The Foreign, Commonwealth and Development Office (FCDO) said: “We have been working tirelessly to evacuate over 15,000 people from Afghanistan in the last two weeks.

“We deployed a 24/7 cross-Whitehall team based in our crisis hub to triage incoming emails and calls from British Nationals, ARAP applicants, and other vulnerable Afghans.

“We always cautioned that the nature of the security situation in Afghanistan and our responsibility to keep our people safe meant that we would not be able to evacuate everyone we wanted to.

“Our efforts have now turned to doing everything we can to help any remaining British nationals and the Afghans who supported us leave Afghanistan safely.”

But Labour leader Sir Keir Starmer said: “The fact that so many emails have simply gone unopened is not the fault of civil servants but of government ministers who have been missing in action during this whole crisis. MPs and their staff have been hearing harrowing stories from so many people we should have taken care of but who have been abandoned to the Taliban.”

And many other MPs expressed their “upset and anger” over the apparent mismanagement of the rapid withdrawal.

Labour’s Apsana Begum said: “Our team and I have been raising the cases of absolutely desperate people whose lives are at risk in Afghanistan and seek help from the government but Boris Johnson and Doiminic Raab didn't put the resources into ensure the emails [were] even read. Disgraceful.”

Abena Oppong-Asare wrote: “I have tears of rage in my eyes … They all deserve so much better than this.”

Tulip Siddiq responded to the story: “Very rarely am I completely lost for words.”

And Andrew Gwynne tweeted: “I’d say ‘there are no words’, but actually there are quite a few I dare not tweet. I’m so upset and angry.”

UK military personnel onboard a A400M aircraft departing from Kabul on Saturday
UK military personnel onboard a A400M aircraft departing from Kabul on Saturday (PA)
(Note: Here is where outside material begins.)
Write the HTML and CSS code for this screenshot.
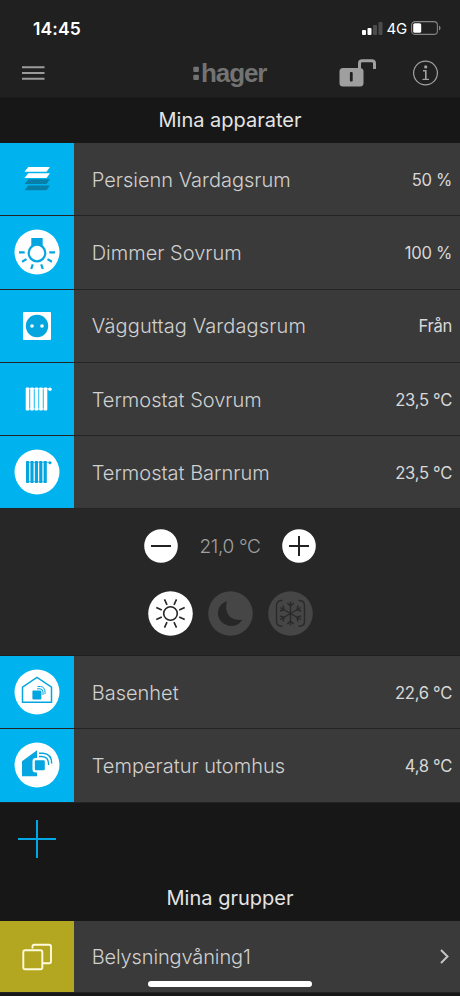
FILE: index.html
```html
<!DOCTYPE html>
<html lang="sv">
<head>
<meta charset="utf-8">
<title>hager</title>
<link rel="stylesheet" href="styles.css">
</head>
<body>
<div class="screen">
  <div class="status">
    <span class="time">14:45</span>
    <div class="status-right">
      <svg class="signal" width="21" height="13" viewBox="0 0 21 13"><rect x="0" y="8" width="4" height="5" rx="1" fill="#fff"/><rect x="5.500" y="6" width="4" height="7" rx="1" fill="#fff"/><rect x="11" y="3" width="4" height="10" rx="1" fill="#4c4c4c"/><rect x="16.500" y="0" width="4" height="13" rx="1" fill="#4c4c4c"/></svg>
      <span class="net">4G</span>
      <svg class="battery" width="30" height="14" viewBox="0 0 30 14"><rect x=".6" y=".6" width="25.800" height="12.800" rx="3.500" fill="none" stroke="#858585" stroke-width="1.100"/><rect x="2.200" y="2.200" width="8" height="9.600" rx="1.600" fill="#fff"/><path d="M28 4.500q1.600 .8 1.600 2.500t-1.600 2.500z" fill="#858585"/></svg>
    </div>
  </div>
  <header class="bar">
    <svg class="menu" width="23" height="14" viewBox="0 0 23 14"><path d="M0 1.200H22.500M0 7H22.500M0 12.800H22.500" stroke="#9b9b9b" stroke-width="2.100"/></svg>
    <div class="logo"><svg width="7" height="15" viewBox="0 0 7 15"><rect x=".3" y=".8" width="5.600" height="5.200" rx="1"/><rect x=".3" y="8.800" width="5.600" height="5.200" rx="1"/></svg><span>hager</span></div>
    <svg class="lock" width="38" height="28" viewBox="0 0 38 28"><rect x=".5" y="9" width="24" height="18.500" rx="3.500" fill="#9f9f9f"/><path d="M20.500 9V4.500q0-2.700 2.700-2.700h9.600q2.700 0 2.700 2.700V10" fill="none" stroke="#9f9f9f" stroke-width="3"/><rect x="10.900" y="13" width="2.800" height="9.500" rx="1" fill="#202020"/></svg>
    <svg class="info" width="26" height="26" viewBox="0 0 26 26" fill="none" stroke="#a2a2a2"><circle cx="12.500" cy="13" r="11.900" stroke-width="1.200"/><circle cx="12.700" cy="6.900" r="1.600" fill="#a2a2a2" stroke="none"/><path d="M10 10.800H12.800V19" stroke-width="1.600"/><path d="M9.500 19.400H16" stroke-width="1.200"/></svg>
  </header>

  <h2 class="title">Mina apparater</h2>
  <div class="row">
    <div class="tile"><svg class="icon" viewBox="-24 -24 48 48"><g fill="#fff"><path d="M-8.700-12H13L9.500-7.300H-12.500z"/><path d="M-8.700-5.800H13L9.500-1.100H-12.500z"/></g><g fill="#087fa8"><path d="M-8.700 .3H13L9.500 5H-12.500z"/><path d="M-8.700 6.500H13L9.500 11.200H-12.500z"/></g></svg></div>
    <span class="name">Persienn Vardagsrum</span><span class="value">50 %</span>
  </div>
  <div class="row">
    <div class="tile"><svg class="icon" viewBox="-24 -24 48 48"><circle r="22.500" fill="#fff"/><rect x="-5.700" y="-14" width="11.400" height="9" fill="#05a6df"/><circle cy="1" r="8.300" fill="#fff" stroke="#05a6df" stroke-width="2.200"/><path d="M-18 .3H-12.300M18 .3H12.300M-14.900 9.700L-10.500 7.100M14.900 9.700L10.500 7.100M-5.800 17L-4.200 12.400M5.800 17L4.200 12.400" stroke="#05a6df" stroke-width="2.200"/></svg></div>
    <span class="name">Dimmer Sovrum</span><span class="value">100 %</span>
  </div>
  <div class="row">
    <div class="tile"><svg class="icon" viewBox="-24 -24 48 48"><rect x="-14" y="-14" width="28" height="28" rx="1" fill="#fff"/><circle r="11.200" fill="#05a6df"/><circle cx="-5" r="1.800" fill="#fff"/><circle cx="5" r="1.800" fill="#fff"/></svg></div>
    <span class="name wide">Vägguttag Vardagsrum</span><span class="value">Från</span>
  </div>
  <div class="row">
    <div class="tile"><svg class="icon" viewBox="-24 -24 48 48"><g fill="#fff"><rect x="-11.300" y="-11.500" width="3.600" height="23" rx="1"/><rect x="-6.800" y="-11.500" width="3.600" height="23" rx="1"/><rect x="-2.300" y="-11.500" width="3.600" height="23" rx="1"/><rect x="2.200" y="-11.500" width="3.600" height="23" rx="1"/><rect x="6.700" y="-11.500" width="3.600" height="23" rx="1"/><circle cx="13" cy="-9.700" r="1.700"/><path d="M-10-10.200H13M-10 10H9" stroke="#fff" stroke-width=".8"/></g></svg></div>
    <span class="name">Termostat Sovrum</span><span class="value">23,5 °C</span>
  </div>
  <div class="row">
    <div class="tile"><svg class="icon" viewBox="-24 -24 48 48"><circle r="22.500" fill="#fff"/><g fill="#05a6df"><rect x="-11" y="-11" width="3.200" height="22" rx=".8"/><rect x="-6.600" y="-11" width="3.200" height="22" rx=".8"/><rect x="-2.200" y="-11" width="3.200" height="22" rx=".8"/><rect x="2.200" y="-11" width="3.200" height="22" rx=".8"/><rect x="6.600" y="-11" width="3.200" height="22" rx=".8"/><circle cx="13" cy="-9.200" r="1.500"/><path d="M-10-9.700H12M-10 9.700H9" stroke="#05a6df" stroke-width=".7"/></g></svg></div>
    <span class="name">Termostat Barnrum</span><span class="value">23,5 °C</span>
  </div>

  <div class="panel">
    <div class="setpoint">
      <svg width="34" height="34" viewBox="-17 -17 34 34"><circle r="16.800" fill="#fff"/><path d="M-10 0H10" stroke="#222" stroke-width="2"/></svg>
      <span class="temp">21,0 °C</span>
      <svg width="34" height="34" viewBox="-17 -17 34 34"><circle r="16.800" fill="#fff"/><path d="M-10 0H10M0-10V10" stroke="#222" stroke-width="2"/></svg>
    </div>
    <div class="modes">
      <svg width="45" height="45" viewBox="-22.500 -22.500 45 45"><circle r="22.300" fill="#fff"/><g stroke="#262626" stroke-width="1.600" fill="none"><circle r="6.800"/><path d="M-3.500-8.700L-6-14.200M3.500-8.700L6-14.200M-3.500 8.700L-6 14.200M3.500 8.700L6 14.200M-8.700-3.500L-14.200-6M-8.700 3.500L-14.200 6M8.700-3.500L14.200-6M8.700 3.500L14.200 6"/></g></svg>
      <svg width="45" height="45" viewBox="-22.500 -22.500 45 45"><circle r="22.300" fill="#464646"/><path d="M-3.500-12.200C-7 .5 1 8 11.800 6.200C8 12.500 1 13.500-4 11.500C-11 8.800-14 2-12-4C-10.700-8.500-7.500-11-3.500-12.200z" fill="#272727"/></svg>
      <svg width="45" height="45" viewBox="-22.500 -22.500 45 45"><circle r="22.300" fill="#464646"/><g fill="none" stroke="#2a2a2a" stroke-width="1.400"><path d="M-8-13H-9.500Q-14-12.500-14-8V8Q-14 12-9.500 12.700H-8M8-13H9.500Q14-12.500 14-8V8Q14 12 9.500 12.700H8"/>
        <g id="arm"><path d="M0 0V-12M-3.200-10.500L0-7.500L3.200-10.500"/></g><use href="#arm" transform="rotate(60)"/><use href="#arm" transform="rotate(120)"/><use href="#arm" transform="rotate(180)"/><use href="#arm" transform="rotate(240)"/><use href="#arm" transform="rotate(300)"/></g></svg>
    </div>
  </div>

  <div class="row">
    <div class="tile"><svg class="icon" viewBox="-24 -24 48 48"><circle r="22.500" fill="#fff"/><path d="M-14.500 10.200V-4.800L0-14.500L14.500-4.800V10.200z" fill="none" stroke="#05a6df" stroke-width="1.500"/><rect x="-4.600" y="-1.600" width="9" height="9" rx="1" fill="#05a6df"/><path d="M0-3.200H3Q6-3.200 6 0V3M.5-5.500H3.500Q8-5 8 0V2" fill="none" stroke="#05a6df" stroke-width="1"/></svg></div>
    <span class="name">Basenhet</span><span class="value">22,6 °C</span>
  </div>
  <div class="row">
    <div class="tile"><svg class="icon" viewBox="-24 -24 48 48"><circle r="22.500" fill="#fff"/><path d="M0-14.800V11.200H-15V-3.800z" fill="#05a6df"/><rect x="-3.200" y="-5.700" width="11.500" height="12" rx="2" fill="#fff" stroke="#fff" stroke-width="2.600"/><rect x="-2.200" y="-4.700" width="10" height="10" rx="1.200" fill="#05a6df"/><path d="M2-8.500H5Q11.500-8 11.500-1.500V0M2-11.700H6Q14.700-11 14.700-1.500" fill="none" stroke="#05a6df" stroke-width="1.400"/></svg></div>
    <span class="name">Temperatur utomhus</span><span class="value">4,8 °C</span>
  </div>

  <div class="add"><svg width="38" height="38" viewBox="-19 -19 38 38"><path d="M-19 0H19M0-19V19" stroke="#00a9e6" stroke-width="2"/></svg></div>
  <h2 class="title groups">Mina grupper</h2>
  <div class="row group">
    <div class="tile olive"><svg class="icon" viewBox="-24 -24 48 48"><g fill="none" stroke="#fffbdc" stroke-width="1.900"><rect x="-13.700" y="-6.700" width="19" height="19" rx="1.800"/><path d="M-4.500-8.500V-10.500Q-4.500-12.300-2.700-12.300H12.200Q14-12.300 14-10.500V4.500Q14 6.300 12.200 6.300H6"/></g></svg></div>
    <span class="name tight">Belysningvåning1</span>
    <svg class="chevron" width="9" height="15" viewBox="0 0 9 15"><path d="M1 1L7.500 7.500L1 14" fill="none" stroke="#c4c4c4" stroke-width="2"/></svg>
  </div>
  <div class="home"></div>
</div>
</body>
</html>
```
FILE: styles.css
```css
* { box-sizing: border-box; }
body { margin: 0; background: #171717; font-family: Inter, Roboto, sans-serif; }
.screen { position: relative; width: 460px; height: 996px; overflow: hidden; background: #171717; }
svg { display: block; flex: none; }
.status { height: 50px; padding: 6px 19px 0 33px; display: flex; align-items: center; justify-content: space-between; background: #202020; color: #fff; }
.time { font-size: 17.5px; font-weight: 600; letter-spacing: 0.1px; }
.status-right { display: flex; align-items: center; }
.net { margin: 0 4px; font-size: 15px; font-weight: 400; letter-spacing: -0.2px; }
.bar { height: 48px; padding: 0 21px 2px 22px; display: flex; align-items: center; background: #202020; border-bottom: 1px solid #1a1a1a; }
.logo { display: flex; align-items: center; margin-left: 148px; color: #737373; font-family: "Liberation Sans", Arial, sans-serif; font-size: 26px; font-weight: 700; line-height: 30px; letter-spacing: -1.1px; }
.logo svg { margin: 2px 1px 0 0; fill: #737373; }
.lock { margin-left: auto; }
.info { margin-left: 36px; }
.title { margin: 0; height: 45px; line-height: 45px; font-size: 20px; font-weight: 400; color: #e4e4e4; text-align: center; }
.row { height: 73.3px; display: flex; align-items: center; background: #3a3a3a; border-bottom: 1px solid #242424; padding-right: 8px; }
.tile { width: 73.5px; height: 100%; flex: none; display: flex; align-items: center; justify-content: center; background: #00b3ef; }
.olive { background: #b3a722; }
.icon { width: 48px; height: 48px; }
.name { margin-left: 18.2px; padding-top: 1px; font-size: 20px; font-weight: 300; color: #d0d0d0; white-space: nowrap; }
.wide { letter-spacing: 0.12px; }
.tight { letter-spacing: -0.13px; }
.value { margin-left: auto; padding-top: 1px; font-size: 16.6px; font-weight: 400; letter-spacing: -0.3px; color: #d8d8d8; white-space: nowrap; }
.panel { height: 146.5px; background: #272727; border-bottom: 1px solid #1e1e1e; padding-top: 20px; }
.setpoint { display: flex; justify-content: center; align-items: center; gap: 21px; height: 34px; }
.temp { width: 62px; text-align: center; font-size: 19px; font-weight: 300; letter-spacing: -0.35px; color: #a0a0a0; white-space: nowrap; }
.modes { display: flex; justify-content: center; gap: 15px; margin-top: 28px; }
.add { height: 73px; padding-left: 18px; display: flex; align-items: center; }
.groups { height: 45.7px; line-height: 45px; }
.group { height: 72px; }
.chevron { margin: 0 3px 0 auto; }
.home { position: absolute; left: 148px; top: 981px; width: 164px; height: 6px; border-radius: 3px; background: #fff; }
```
The government said of the 15,000 people evacuated since the Taliban seized Kabul, 5,000 of those were British nationals and their families, while more than 8,000 Afghans who helped the British effort or who were vulnerable to persecution were also able to flee. The last flight and UK military personnel departed on Saturday.

Ben Wallace, the defence secretary, previously said he believed there were between 800 and 1,100 Afghans eligible under the Afghan Relocation and Assistance Policy (Arap) scheme who would be left behind, while around 100 and 150 UK nationals will remain in Afghanistan, although Mr Wallace said some of those were staying willingly.

The FCDO said it had handled more than 29,000 calls about Afghanistan on its consular lines since 11 August, with 92 per cent of the total number of calls received over the last 10 days having been answered.